From: Mike Galbraith
Date: Mon May 23 2016 - 11:42:27 EST


On Mon, 2016-05-23 at 15:10 +0100, Morten Rasmussen wrote:
> On Mon, May 23, 2016 at 03:00:46PM +0200, Mike Galbraith wrote:
> > On Mon, 2016-05-23 at 13:00 +0100, Morten Rasmussen wrote:
> >
> > > The problem then seems to be distinguishing truly idle and busy doing
> > > interrupts. The issue that I observe is that wake_wide() likes pushing
> > > tasks around in lightly scenarios which isn't desirable for power
> > > management. Selecting the same cpu again may potentially let others
> > > reach deeper C-state.
> > >
> > > With that in mind I will if I can do better. Suggestions are welcome :-)
> >
> > None here. For big boxen that are highly idle, you'd likely want to
> > shut down nodes and consolidate load, but otoh, all that slows response
> > to burst, which I hate. I prefer race to idle, let power gating do its
> > job. If I had a server farm with enough capacity vs load variability
> > to worry about, I suspect I'd become highly interested in routing.
>
> I don't disagree for systems of that scale, but at the other end of the
> spectrum it is a single SoC we are trying squeeze the best possible
> mileage out of.
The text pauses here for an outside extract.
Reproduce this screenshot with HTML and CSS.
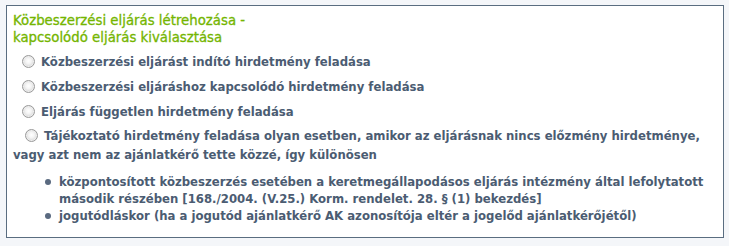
FILE: index.html
```html
<!DOCTYPE html>
<html lang="hu">
<head>
<meta charset="utf-8">
<title>Közbeszerzési eljárás létrehozása</title>
<link rel="stylesheet" href="styles.css">
</head>
<body>
<div class="box">
  <h1 class="title">Közbeszerzési eljárás létrehozása -<br>kapcsolódó eljárás kiválasztása</h1>
  <div class="options">
    <label class="opt"><span class="radio"></span>Közbeszerzési eljárást indító hirdetmény feladása</label>
    <label class="opt"><span class="radio"></span>Közbeszerzési eljáráshoz kapcsolódó hirdetmény feladása</label>
    <label class="opt"><span class="radio"></span>Eljárás független hirdetmény feladása</label>
    <p class="opt-long"><span class="radio"></span> Tájékoztató hirdetmény feladása olyan esetben, amikor az eljárásnak nincs előzmény hirdetménye, vagy azt nem az ajánlatkérő tette közzé, így különösen</p>
    <ul class="list">
      <li>központosított közbeszerzés esetében a keretmegállapodásos eljárás intézmény által lefolytatott második részében [168./2004. (V.25.) Korm. rendelet. 28. § (1) bekezdés]</li>
      <li>jogutódláskor (ha a jogutód ajánlatkérő AK azonosítója eltér a jogelőd ajánlatkérőjétől)</li>
    </ul>
  </div>
</div>
</body>
</html>
```

FILE: styles.css
```css
html, body {
  margin: 0;
  padding: 0;
  background: #f4f6f9;
}
body {
  padding: 5px 5px 8px 6px;
  font-family: "DejaVu Sans", Verdana, sans-serif;
}
.box {
  background: #ffffff;
  border: 1px solid #5a6d80;
  box-sizing: border-box;
  height: 233px;
  padding: 6px 6px 0 6px;
}
.title {
  margin: 0;
  font-size: 13.3px;
  font-weight: normal;
  line-height: 17px;
  color: #74b500;
  -webkit-text-stroke: 0.3px #74b500;
}
.options {
  margin-top: 3px;
  color: #4b5c72;
  font-size: 11.7px;
  font-weight: bold;
}
.opt {
  display: flex;
  align-items: center;
  gap: 6px;
  height: 25px;
  padding-left: 9px;
}
.radio {
  display: inline-block;
  width: 13px;
  height: 13px;
  box-sizing: border-box;
  border-radius: 50%;
  border: 1px solid #9a9a9a;
  background: radial-gradient(circle at 50% 45%, #ffffff 0, #f4f4f4 35%, #d4d4d4 75%, #c4c4c4 100%);
  box-shadow: inset 0 0 0 1px #eeeeee;
  flex: none;
}
.opt-long {
  margin: 0;
  padding: 3px 0 0 0;
  line-height: 19px;
  text-indent: 12px;
}
.opt-long .radio {
  vertical-align: -2px;
  margin-right: 2px;
}
.list {
  margin: 9px 0 0 0;
  padding: 0 0 0 46px;
  list-style: none;
  line-height: 17px;
}
.list li {
  position: relative;
}
.list li::before {
  content: "";
  position: absolute;
  left: -14px;
  top: 5px;
  width: 6px;
  height: 6px;
  border-radius: 50%;
  background: #5a6a80;
}
```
That implies optimizing for power gating to reach deeper
> C-states when possible by consolidating idle-time and grouping
> idle cpus. Migrating task unnecessarily isn't helping us in achieving
> that, unfortunately :-(

Yup, the goals are pretty much mutually exclusive. For your goal, you
want more of an allocator like behavior, where stacking of tasks is bad
only once there's too much overlap (ie latency, defining is hard), and
allocation always has the same order (expand rightward or such for the
general case, adding little/big complexity for arm). For mine, current
behavior is good, avoid stacking like the plague.

-Mike